Despite the improved offensive production, the Bears eventually dropped to 4–8, resulting in Eberflus' dismissal on November 29. Brown was promoted again and became the first interim head coach in Bears history.

In Brown's head coaching debut, the Bears lost 38–13 to the San Francisco 49ers. Chicago then lost the next three games, including a 6–3 defeat to the Seattle Seahawks in which Brown received criticism for improperly using his timeouts and costing the Bears a chance to tie the game. The defense also declined, allowing 108 points across the four losses as it was unable to recover while the offense was struggling.

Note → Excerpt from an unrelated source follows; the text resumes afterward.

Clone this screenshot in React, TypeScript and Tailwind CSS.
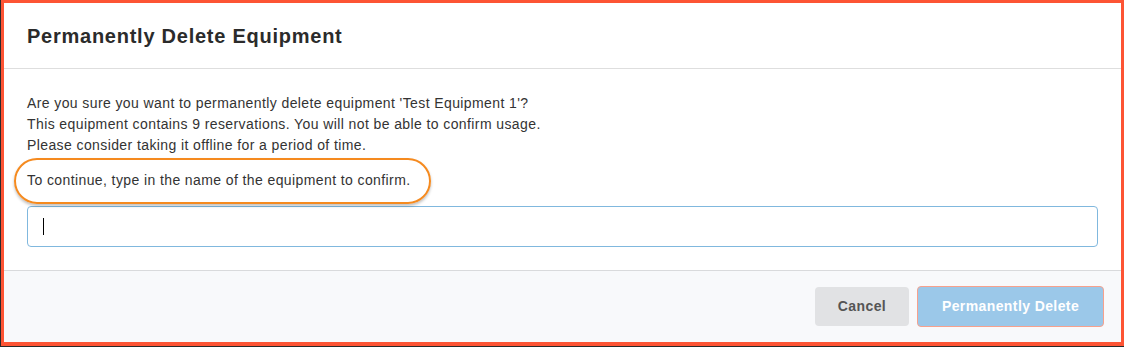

Brown's final game as interim HC concluded with a 24–22 win over the Packers on a game-winning field goal, giving him a 1–4 record in the role. He concluded his tenure by discussing how he wanted his players "to believe in themselves, to walk into this arena, this atmosphere, that we haven't won in in a very long time and capitalize the right way. I wanted our last game together to be about firsts: The first time we won in 10 games. The first time we beat these cats in (12) tries. The first win in 2025. There was a lot to play for in this game. I'm so proud of those guys the way they capitalized and finished. Also, even more so on Virginia McCaskey's birthday. To be able to get a win was a huge deal."

He was not retained by incoming head coach Ben Johnson for the 2025 season.

=== New England Patriots ===
On January 27, 2025, the New England Patriots hired Brown as their passing game coordinator and tight ends coach under the leadership of new head coach Mike Vrabel.

==Head coaching record==

| Team | Year | Regular season |  |  |  |  | Postseason |  |  |  |
| Won | Lost | Ties | Win % | Finish | Won | Lost | Win % | Result |
| CHI | 2024* | 1 | 4 | 0 | .200 | 4th in NFC North | — | — | — | — |
| Total |  | 1 | 4 | 0 | .200 |  | — | — | — |  |

- Interim head coach

==Personal life==
Brown and his wife, Jessica, have three children.